After the last cat was killed in 2000, myxomatosis failed to keep rabbit numbers in check and their numbers jumped.

In little over six years, rabbits substantially altered large areas of the island, the study found.

Dr Dana Bergstrom, who works for the Australian Antarctic Division and was lead author of the report, said the rabbit population had reverted to 1978 levels, with up to 130,000 on the island.

By 2007 the impact on protected valleys and slopes was acute, she said.

"We estimate that nearly 40 per cent of the whole island area had changed, with almost 20 per cent having moderate to severe change," Dr Bergstrom said.

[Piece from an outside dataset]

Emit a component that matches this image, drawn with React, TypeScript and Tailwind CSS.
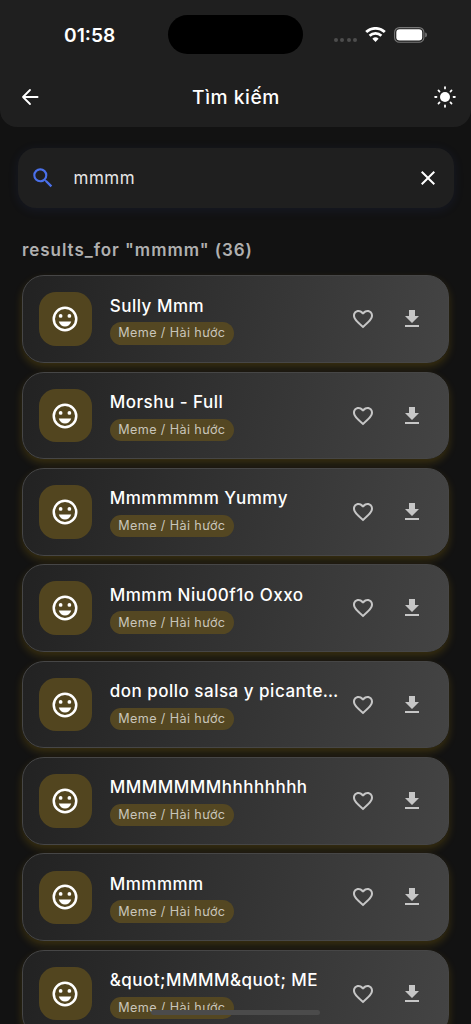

About half of this vegetation change occurred on the island's coastal slopes, home to penguin colonies.

"Before, it was lush tussocks up to 1.5m high," Dr Bergstrom told AAP.

"In some of the most severe cases, the tussocks have been eaten down to the ground."

The disappearance of the tussocks has exposed penguin "roads" developed over hundreds of years by penguins making their way from colonies to the beach.

As a result, the penguins were exposed to large predatory birds, called skuas, Dr Bergstrom said.

The study said changes documented were a rare example of "trophic cascades", when changes in one species' abundance cause several other parts of the food web to be altered.

Macquarie Island, which is just 34km long and 5km wide, was declared a World Heritage Site in 1997.